Hmmmm,
Jim:
Since I am ONLY located a few miles north of you in Portland Ill try to jump on this quickly.
First, I hope that the umpire was not a member of the Portland Baseball Umpires Association.
Second, I had an answer all written until I read your parenthetical reference at the end of your post.
Third, my answer is based ONLY on FED/OBR rules and admittedly really have a problem sometimes understanding local rulings.
The ruling:
Under FED and OBR rulings you have everything straight in your mind. The only thing you dont refer to is the actual responsibilities of a relief pitcher once they enter and that may be the root of the problem.
Under FED and OBR a relief pitcher must face one batter or retire the base runners before being replaced. THATS THE LIST!
Even your local rules seem to preclude an umpire from circumventing them. In your example you refer that the pitcher is out of available innings to pitch how can an umpire circumvent a rule that is based on safety. Easy answer . . . he cant and, as you point out, the ultimate penalty would be an ejection . . . so you would lose him as a player but at least he would not be pitching.

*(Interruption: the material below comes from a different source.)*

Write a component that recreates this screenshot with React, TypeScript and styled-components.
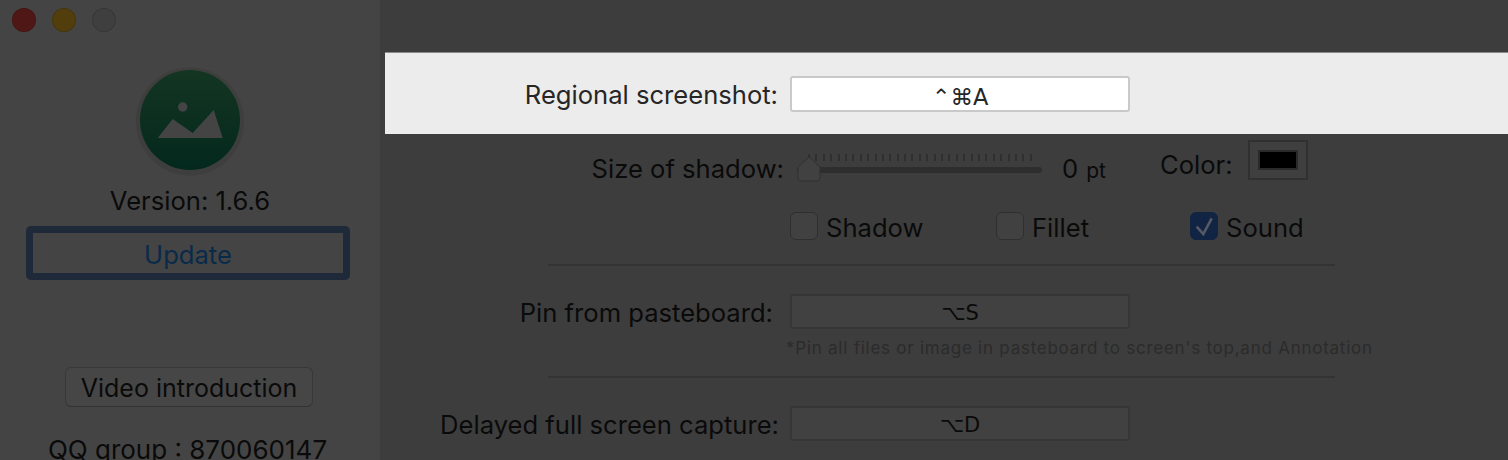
import styled, { createGlobalStyle } from "styled-components";

const GlobalStyle = createGlobalStyle`
  html, body {
    margin: 0;
    padding: 0;
    height: 460px;
    overflow: hidden;
    background: #3d3d3d;
    font-family: Inter, "Liberation Sans", "DejaVu Sans", sans-serif;
  }
  * { box-sizing: border-box; }
`;

const Window = styled.div`
  display: flex;
  width: 1508px;
  height: 460px;
  overflow: hidden;
`;

// SIDEBAR
const Sidebar = styled.aside`
  width: 380px;
  flex-shrink: 0;
  background: #444444;
  display: flex;
  flex-direction: column;
  align-items: center;
  padding: 8px 0 0;
  color: #0a0a0a;
  font-size: 25.6px;

  > * {
    flex-shrink: 0;
  }
`;

const TrafficLights = styled.div`
  align-self: flex-start;
  display: flex;
  gap: 16px;
  padding-left: 12px;
`;

const Light = styled.span<{ $color: string }>`
  width: 24px;
  height: 24px;
  border-radius: 50%;
  background: ${(p) => p.$color};
  box-shadow: inset 0 0 0 1px rgba(0, 0, 0, 0.12);
`;

const AppIcon = styled.svg`
  display: block;
  margin: 33px 0 0 -1px;
`;

const Version = styled.div`
  margin-top: 9px;
  line-height: 30px;
`;

const UpdateButton = styled.div`
  width: 324px;
  height: 54px;
  margin: 10px 0 0 -4px;
  padding-top: 3px;
  border: 7px solid #1e2939;
  border-radius: 5px;
  display: flex;
  align-items: center;
  justify-content: center;
  color: #092a49;
`;

const VideoButton = styled.div`
  width: 248px;
  height: 40px;
  margin: 87px 0 0 -2px;
  padding-top: 1px;
  border: 1px solid #383838;
  border-bottom-color: #333333;
  border-radius: 6px;
  background: #464646;
  display: flex;
  align-items: center;
  justify-content: center;
  white-space: nowrap;
  font-size: 25px;
`;

const QQGroup = styled.div`
  margin: 28px 0 0 -5px;
  line-height: 30px;
  white-space: nowrap;
  font-size: 26px;
`;

// MAIN
const Main = styled.main`
  flex: 1;
  min-width: 0;
  background: #3d3d3d;
  padding-top: 52px;
  color: #0a0a0a;
  font-size: 25.6px;
`;

const Label = styled.div<{ $gap: number; $width?: number; $lift?: boolean }>`
  width: ${(p) => p.$width ?? 410}px;
  padding: 2px ${(p) => p.$gap}px ${(p) => (p.$lift ? 4 : 0)}px 0;
  flex-shrink: 0;
  text-align: right;
  white-space: nowrap;
`;

const Highlight = styled.section`
  margin-left: 5px;
  height: 82px;
  background: #ececec;
  border-top: 1px solid #8a8a8a;
  display: flex;
  align-items: center;
  color: #262626;
`;

const Row = styled.div<{ $height: number; $top?: number }>`
  display: flex;
  align-items: center;
  height: ${(p) => p.$height}px;
  margin-top: ${(p) => p.$top ?? 0}px;
`;

const ShortcutField = styled.div<{ $active?: boolean }>`
  width: 340px;
  height: ${(p) => (p.$active ? 36 : 35)}px;
  padding-top: ${(p) => (p.$active ? 6 : 3)}px;
  border-radius: 3px;
  border: 2px solid ${(p) => (p.$active ? "#c9c9c9" : "#363636")};
  background: ${(p) => (p.$active ? "#ffffff" : "#414141")};
  color: ${(p) => (p.$active ? "#262626" : "#0a0a0a")};
  display: flex;
  align-items: center;
  justify-content: center;
  font-family: "DejaVu Sans", sans-serif;
  font-size: ${(p) => (p.$active ? 22.5 : 21)}px;
`;

const SliderBox = styled.div`
  position: relative;
  width: 245px;
  height: 40px;
  margin: -2px 0 0 7px;
`;

const Ticks = styled.div`
  display: flex;
  justify-content: space-between;
  margin: 6px 10px 0 11px;
`;

const Tick = styled.i`
  width: 2px;
  height: 7px;
  background: #2f2f2f;
`;

const Track = styled.div`
  height: 6px;
  margin-top: 6px;
  border-radius: 3px;
  background: #2e2e2e;
`;

const SliderThumb = styled.svg`
  position: absolute;
  left: 0;
  top: 8px;
`;

const SliderValue = styled.div`
  width: 78px;
  margin: 0 0 2px 20px;
  white-space: nowrap;
`;

const Unit = styled.span`
  font-size: 21px;
  margin-left: 8px;
`;

const ColorLabel = styled.div`
  margin: 0 0 10px 20px;
  width: 88px;
`;

const ColorWell = styled.div`
  width: 60px;
  height: 40px;
  margin-bottom: 18px;
  border: 2px solid #303030;
  background: #3f3f3f;
  display: flex;
  align-items: center;
  justify-content: center;
`;

const ColorSwatch = styled.div`
  width: 40px;
  height: 20px;
  background: #000000;
  border: 2px solid #2a2a2a;
`;

const CheckList = styled.div`
  display: flex;
  margin-left: 410px;
`;

const CheckItem = styled.div<{ $width: number }>`
  display: flex;
  align-items: center;
  gap: 8px;
  width: ${(p) => p.$width}px;
`;

const CheckLabel = styled.span`
  padding-top: 2px;
`;

const CheckBox = styled.span<{ $checked?: boolean }>`
  width: 28px;
  height: 28px;
  border-radius: 6px;
  border: 1px solid ${(p) => (p.$checked ? "#112443" : "#2f2f2f")};
  background: ${(p) => (p.$checked ? "#112443" : "#414141")};
  display: flex;
  align-items: center;
  justify-content: center;
`;

const Divider = styled.hr<{ $top: number }>`
  width: 787px;
  height: 2px;
  margin: ${(p) => p.$top}px 0 0 168px;
  border: none;
  background: #333333;
`;

const Note = styled.div`
  margin: 8px 0 0 406px;
  color: #2b2b2b;
  font-size: 17px;
  line-height: 22px;
  white-space: nowrap;
  letter-spacing: 0.75px;
`;

export default function App() {
  const ticks = Array.from({ length: 31 }, (_, i) => i);

  return (
    <>
      <GlobalStyle />
      <Window>
        <Sidebar>
          <TrafficLights>
            <Light $color="#4f1816" />
            <Light $color="#523d0c" />
            <Light $color="#3f3f3f" />
          </TrafficLights>
          <AppIcon width="110" height="112" viewBox="0 0 110 112">
            <defs>
              <linearGradient id="iconFill" x1="0" y1="0" x2="0" y2="1">
                <stop offset="0" stopColor="#143522" />
                <stop offset="1" stopColor="#03281d" />
              </linearGradient>
            </defs>
            <circle cx="55" cy="56.5" r="54" fill="#3e3e3e" />
            <circle cx="55" cy="55" r="50" fill="url(#iconFill)" />
            <circle cx="47.7" cy="42" r="4.7" fill="#444444" />
            <path d="M22.7 73 L37.7 54 L57.7 68 L78.7 45 L87.7 73 Z" fill="#444444" />
          </AppIcon>
          <Version>Version: 1.6.6</Version>
          <UpdateButton>Update</UpdateButton>
          <VideoButton>Video introduction</VideoButton>
          <QQGroup>QQ group : 870060147</QQGroup>
        </Sidebar>
        <Main>
          <Highlight>
            <Label $gap={12} $width={405}>Regional screenshot:</Label>
            <ShortcutField $active>⌃⌘A</ShortcutField>
          </Highlight>
          <Row $height={56} $top={7}>
            <Label $gap={6} $lift>Size of shadow:</Label>
            <SliderBox>
              <Ticks>
                {ticks.map((t) => (
                  <Tick key={t} />
                ))}
              </Ticks>
              <Track />
              <SliderThumb width="24" height="26" viewBox="0 0 24 26">
                <path
                  d="M12 1 L23 11 V22 a3 3 0 0 1 -3 3 H4 a3 3 0 0 1 -3 -3 V11 Z"
                  fill="#414141"
                  stroke="#303030"
                />
              </SliderThumb>
            </SliderBox>
            <SliderValue>
              0<Unit>pt</Unit>
            </SliderValue>
            <ColorLabel>Color:</ColorLabel>
            <ColorWell>
              <ColorSwatch />
            </ColorWell>
          </Row>
          <Row $height={40} $top={9}>
            <CheckList>
              <CheckItem $width={206}>
                <CheckBox />
                <CheckLabel>Shadow</CheckLabel>
              </CheckItem>
              <CheckItem $width={194}>
                <CheckBox />
                <CheckLabel>Fillet</CheckLabel>
              </CheckItem>
              <CheckItem $width={160}>
                <CheckBox $checked>
                  <svg width="26" height="26" viewBox="0 0 26 26" fill="none">
                    <path d="M5.7 13.7 L12.3 21 L20.7 5.3" stroke="#555a63" strokeWidth="2.6" />
                  </svg>
                </CheckBox>
                <CheckLabel>Sound</CheckLabel>
              </CheckItem>
            </CheckList>
          </Row>
          <Divider $top={18} />
          <Row $height={35} $top={28}>
            <Label $gap={17}>Pin from pasteboard:</Label>
            <ShortcutField>⌥S</ShortcutField>
          </Row>
          <Note>*Pin all files or image in pasteboard to screen's top,and Annotation</Note>
          <Divider $top={17} />
          <Row $height={35} $top={28}>
            <Label $gap={11}>Delayed full screen capture:</Label>
            <ShortcutField>⌥D</ShortcutField>
          </Row>
        </Main>
      </Window>
    </>
  );
}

All your references are good in letting us (the evil guys that umpire) know that you know what youre talking about.
So, on the surface, it appears that the umpire misapplied the rules and didnt really get it.
HOWEVER, your parenthetical reference could confuse an umpire as to who can and who cannot be substituted for after warm-up pitches begin.
Now I am a common sense, game management type guy. If I was your UIC I would not only have allowed (required) the pitching change in the name of safety I would have allowed the relief pitcher all eight warm up throws.